Maureen Paula O’Sullivan was born on May 17, 1911 in County Roscommon, Ireland, to Evangeline “Mary Eva” Lovatt (Frazer) and Charles Joseph O’Sullivan, an officer in the Connaught Rangers. She was of Irish, English, and Scottish descent. The future mother of Mia Farrow was educated in private Catholic girls schools in London, Dublin, and Paris. Maureen was a classmate of Vivien Leigh, another actress destined for screen immortality. Even as a schoolgirl, Maureen desired an acting career; she studied hard and read widely. When the opportunity to be an actress came along, it almost dropped in her lap. The director Frank Borzage was in Dublin filming Song o’ My Heart (1930) when Maureen, then 18, met him. Borzage suggested a screen test, which she took. The results were more than favorable, as she won the part of Eileen O’Brien. The part was a substantial one, so much so that Maureen went on to Hollywood to complete the filming.
Once in sunny California, Maureen wasted no time landing roles in other films such as Just Imagine (1930), The Princess and the Plumber (1930), and So This Is London (1930). She was perhaps MGM’s most popular ingenue throughout the 1930s in a number of non-Tarzan vehicles. Maureen was on a roll that her contemporaries could only have wished for when they were coming up through the ranks. In 1932, Maureen was teamed up with Olympic medal winner Johnny Weissmuller for the first time in Tarzan the Ape Man (1932). Five other Tarzan films followed, the last being Tarzan’s New York Adventure (1942). The Tarzan epics rank as one of the most memorable series ever made.
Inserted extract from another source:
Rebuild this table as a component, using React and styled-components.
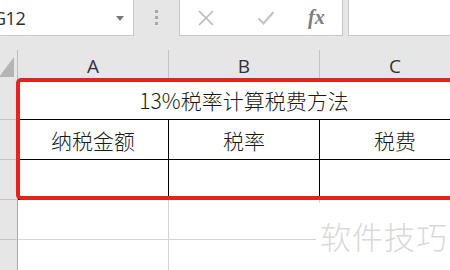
import React from "react";
import styled, { createGlobalStyle } from "styled-components";

const GlobalStyle = createGlobalStyle`
  body {
    margin: 0;
    overflow: hidden;
    background: #fff;
  }
`;

const columns = ["A", "B", "C"];
const rows = [1, 2, 3, 4, 5];

export default function App() {
  return (
    <Window>
      <GlobalStyle />
      <Workbook>
        <FormulaBar>
          <NameBox>
            <NameText>G12</NameText>
            <Caret />
          </NameBox>
          <Grip>
            <span />
            <span />
            <span />
          </Grip>
          <ActionBox>
            <ActionIcon>
              <svg width="20" height="20" viewBox="0 0 20 20">
                <path d="M3 3 L17 17 M17 3 L3 17" stroke="#b9b9b9" strokeWidth="1.6" fill="none" />
              </svg>
            </ActionIcon>
            <ActionIcon>
              <svg width="20" height="20" viewBox="0 0 20 20">
                <path d="M2.5 10.5 L7.5 15.5 L17.5 4" stroke="#c4c4c4" strokeWidth="2.2" fill="none" />
              </svg>
            </ActionIcon>
            <FxLabel>fx</FxLabel>
          </ActionBox>
          <FormulaInput />
        </FormulaBar>

        <Sheet>
          <Corner>
            <SelectAll />
          </Corner>
          {columns.map((c) => (
            <ColumnHead key={c}>{c}</ColumnHead>
          ))}

          {rows.map((r) => (
            <React.Fragment key={r}>
              <RowHead>{r}</RowHead>
              {r === 1 && (
                <Cell $span={3} $inked>
                  13%税率计算税费方法
                </Cell>
              )}
              {r === 2 && (
                <>
                  <Cell $inked>纳税金额</Cell>
                  <Cell $inked>税率</Cell>
                  <Cell $inked>税费</Cell>
                </>
              )}
              {r === 3 && (
                <>
                  <Cell $inked />
                  <Cell $inked />
                  <Cell $inked />
                </>
              )}
              {r > 3 && (
                <>
                  <Cell />
                  <Cell />
                  <Cell />
                </>
              )}
            </React.Fragment>
          ))}
        </Sheet>
      </Workbook>

      <Highlight />
      <Watermark>软件技巧</Watermark>
    </Window>
  );
}

const Window = styled.div`
  position: relative;
  width: 450px;
  height: 270px;
  overflow: hidden;
  background: #fff;
  font-family: "Noto Sans CJK SC", "Noto Sans", sans-serif;
`;

const Workbook = styled.div`
  width: 490px;
  margin-left: -20px;
`;

const FormulaBar = styled.div`
  display: flex;
  align-items: flex-start;
  height: 50px;
  background: #e6e6e6;
`;

const NameBox = styled.div`
  position: relative;
  box-sizing: border-box;
  width: 154px;
  height: 37px;
  margin-top: -1px;
  background: #fff;
  border: 1px solid #c8c8c8;
  display: flex;
  align-items: center;
  padding-left: 12px;
`;

const NameText = styled.span`
  font-family: "Open Sans", "Noto Sans", sans-serif;
  font-size: 18px;
  color: #2e2e2e;
  letter-spacing: -0.5px;
  padding-top: 1px;
`;

const Caret = styled.span`
  position: absolute;
  right: 9px;
  top: 16px;
  border-left: 4px solid transparent;
  border-right: 4px solid transparent;
  border-top: 5px solid #767676;
`;

const Grip = styled.div`
  display: flex;
  flex-direction: column;
  gap: 3px;
  width: 46px;
  align-items: center;
  padding-top: 10px;
  margin-left: -1px;

  span {
    width: 3px;
    height: 3px;
    background: #a8a8a8;
  }
`;

const ActionBox = styled.div`
  box-sizing: border-box;
  width: 164px;
  height: 37px;
  margin-top: -1px;
  background: #fff;
  border: 1px solid #c8c8c8;
  display: flex;
  align-items: center;
  padding-left: 16px;
`;

const ActionIcon = styled.span`
  display: flex;
  width: 60px;
  svg {
    display: block;
  }
`;

const FxLabel = styled.span`
  font-family: "Liberation Serif", "DejaVu Serif", serif;
  font-style: italic;
  font-weight: bold;
  font-size: 20px;
  color: #7c7c7c;
  margin-left: -8px;
`;

const FormulaInput = styled.div`
  box-sizing: border-box;
  flex: 1;
  height: 37px;
  margin-top: -1px;
  margin-left: 5px;
  background: #fff;
  border: 1px solid #c8c8c8;
`;

const Sheet = styled.div`
  display: grid;
  grid-template-columns: 38px 151px 151px 151px;
  grid-template-rows: 30px repeat(5, 40px);
`;

const Corner = styled.div`
  position: relative;
  background: #e6e6e6;
  border-right: 1px solid #bdbdbd;
`;

const SelectAll = styled.span`
  position: absolute;
  right: 3px;
  bottom: 3px;
  width: 15px;
  height: 20px;
  background: #b4b4b4;
  clip-path: polygon(100% 0, 100% 100%, 0 100%);
`;

const ColumnHead = styled.div`
  background: #e6e6e6;
  border-right: 1px solid #c4c4c4;
  display: flex;
  align-items: center;
  justify-content: center;
  font-family: "Open Sans", "Noto Sans", sans-serif;
  font-size: 19px;
  color: #333;
  padding-top: 2px;
`;

const RowHead = styled.div`
  box-sizing: border-box;
  background: #e6e6e6;
  border-right: 1px solid #a9a9a9;
  border-bottom: 1px solid #c4c4c4;
  display: flex;
  align-items: center;
  justify-content: center;
  font-family: "Open Sans", "Noto Sans", sans-serif;
  font-size: 15px;
  color: #24528a;
  padding-right: 14px;
`;

const Cell = styled.div`
  box-sizing: border-box;
  grid-column: span ${(p) => p.$span || 1};
  border-right: 1px solid ${(p) => (p.$inked && !p.$span ? "#000" : "#d4d4d4")};
  border-bottom: 1px solid ${(p) => (p.$inked ? "#000" : "#d4d4d4")};
  display: flex;
  align-items: center;
  justify-content: center;
  font-size: 21px;
  font-weight: 300;
  color: #1a1a1a;
  white-space: nowrap;
  padding-top: 1px;
`;

const Highlight = styled.div`
  position: absolute;
  left: 16px;
  top: 78px;
  width: 470px;
  height: 122px;
  box-sizing: border-box;
  border: 4px solid #e3231e;
  border-radius: 5px;
`;

const Watermark = styled.div`
  position: absolute;
  left: 316px;
  top: 203px;
  width: 134px;
  height: 67px;
  background: #fff;
  display: flex;
  align-items: flex-start;
  padding-left: 4px;
  padding-top: 10px;
  box-sizing: border-box;
  font-size: 31px;
  font-weight: 300;
  color: #d9d9d9;
  letter-spacing: 1px;
  white-space: nowrap;
`;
Most people agree that those movies would not have been successful had it not been for the fine acting talents, not to mention beauty, of Maureen O’Sullivan. But she was more than Jane Parker in the Tarzan films; she had great roles and played beautifully in films such as The Flame Within (1935), David Copperfield (1935), and Anna Karenina (1935). She turned in yet another fine performance in Pride and Prejudice (1940). After the 1940s, Maureen made far fewer films, not because she lost popularity but by choice.
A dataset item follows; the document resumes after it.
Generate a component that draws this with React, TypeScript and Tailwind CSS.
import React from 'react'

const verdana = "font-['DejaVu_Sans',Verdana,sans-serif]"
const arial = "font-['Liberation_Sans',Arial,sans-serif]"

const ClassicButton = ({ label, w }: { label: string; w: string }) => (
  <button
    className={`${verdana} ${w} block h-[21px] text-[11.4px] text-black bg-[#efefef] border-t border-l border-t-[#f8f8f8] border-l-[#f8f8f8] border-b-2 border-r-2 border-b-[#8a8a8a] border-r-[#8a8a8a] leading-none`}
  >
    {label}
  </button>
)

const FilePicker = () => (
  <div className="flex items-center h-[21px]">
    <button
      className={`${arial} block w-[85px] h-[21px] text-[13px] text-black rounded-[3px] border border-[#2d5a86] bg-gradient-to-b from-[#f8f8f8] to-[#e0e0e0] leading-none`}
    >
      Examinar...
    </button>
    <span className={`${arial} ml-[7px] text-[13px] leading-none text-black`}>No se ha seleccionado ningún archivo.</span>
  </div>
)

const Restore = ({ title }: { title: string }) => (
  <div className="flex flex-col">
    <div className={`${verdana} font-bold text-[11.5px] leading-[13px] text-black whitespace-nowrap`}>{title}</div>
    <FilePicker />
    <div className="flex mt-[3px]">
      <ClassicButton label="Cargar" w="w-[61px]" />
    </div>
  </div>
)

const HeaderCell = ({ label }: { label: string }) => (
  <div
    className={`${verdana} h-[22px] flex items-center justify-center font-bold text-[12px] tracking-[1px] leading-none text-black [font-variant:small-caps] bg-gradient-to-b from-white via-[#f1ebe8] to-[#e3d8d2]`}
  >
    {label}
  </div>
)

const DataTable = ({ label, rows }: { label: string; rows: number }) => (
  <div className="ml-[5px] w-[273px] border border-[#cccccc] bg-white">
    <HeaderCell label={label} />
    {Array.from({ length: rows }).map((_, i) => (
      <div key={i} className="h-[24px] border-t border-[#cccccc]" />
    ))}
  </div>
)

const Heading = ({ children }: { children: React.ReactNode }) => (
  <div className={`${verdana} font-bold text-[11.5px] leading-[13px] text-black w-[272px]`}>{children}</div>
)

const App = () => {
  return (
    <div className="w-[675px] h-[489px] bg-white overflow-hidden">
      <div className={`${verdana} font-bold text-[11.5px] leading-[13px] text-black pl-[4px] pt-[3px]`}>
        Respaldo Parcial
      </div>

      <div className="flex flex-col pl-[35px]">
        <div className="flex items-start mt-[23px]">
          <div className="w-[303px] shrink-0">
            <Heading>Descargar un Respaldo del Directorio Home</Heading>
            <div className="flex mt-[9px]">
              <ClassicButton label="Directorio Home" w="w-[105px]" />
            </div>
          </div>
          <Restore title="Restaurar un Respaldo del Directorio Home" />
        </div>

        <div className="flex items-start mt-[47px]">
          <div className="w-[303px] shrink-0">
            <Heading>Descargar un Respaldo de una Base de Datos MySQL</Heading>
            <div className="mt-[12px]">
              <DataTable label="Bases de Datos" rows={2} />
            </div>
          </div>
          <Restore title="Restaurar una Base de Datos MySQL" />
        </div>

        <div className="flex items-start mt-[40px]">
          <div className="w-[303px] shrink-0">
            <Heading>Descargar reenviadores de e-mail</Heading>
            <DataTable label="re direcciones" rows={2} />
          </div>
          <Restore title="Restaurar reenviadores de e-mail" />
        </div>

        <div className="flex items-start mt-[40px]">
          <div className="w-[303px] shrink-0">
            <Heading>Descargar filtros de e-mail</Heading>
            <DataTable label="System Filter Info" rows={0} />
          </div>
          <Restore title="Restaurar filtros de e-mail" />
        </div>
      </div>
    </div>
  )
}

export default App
It isn’t always easy to walk away from a lucrative career, but she did because she wanted to devote more time to her husband, John Farrow, an Australian writer, and their seven children: Michael, Patrick, Maria (Mia Farrow), John, Prudence, Theresa (Tisa Farrow), and Stephanie Farrow. The couple were married from 1936 until his death in 1963. After her last Tarzan she asked for release from her contract to care for her husband, who had just left the Navy with typhoid.
She did not, however, retire completely; Maureen still found time to make occasional movies, television and stage appearances, and operate a bridal consulting service (Wediquette International).. Later movie patrons remember her as Elizabeth Alvorg in the hit film Peggy Sue Got Married (1986). Her final silver screen appearance was in The River Pirates (1988). Some TV movies followed, but only until 1996. She maintained homes in New Hampshire and Arizona, and it was in Scottsdale that Maureen died on June 23, 1998, of a heart attack. She was 87 years old.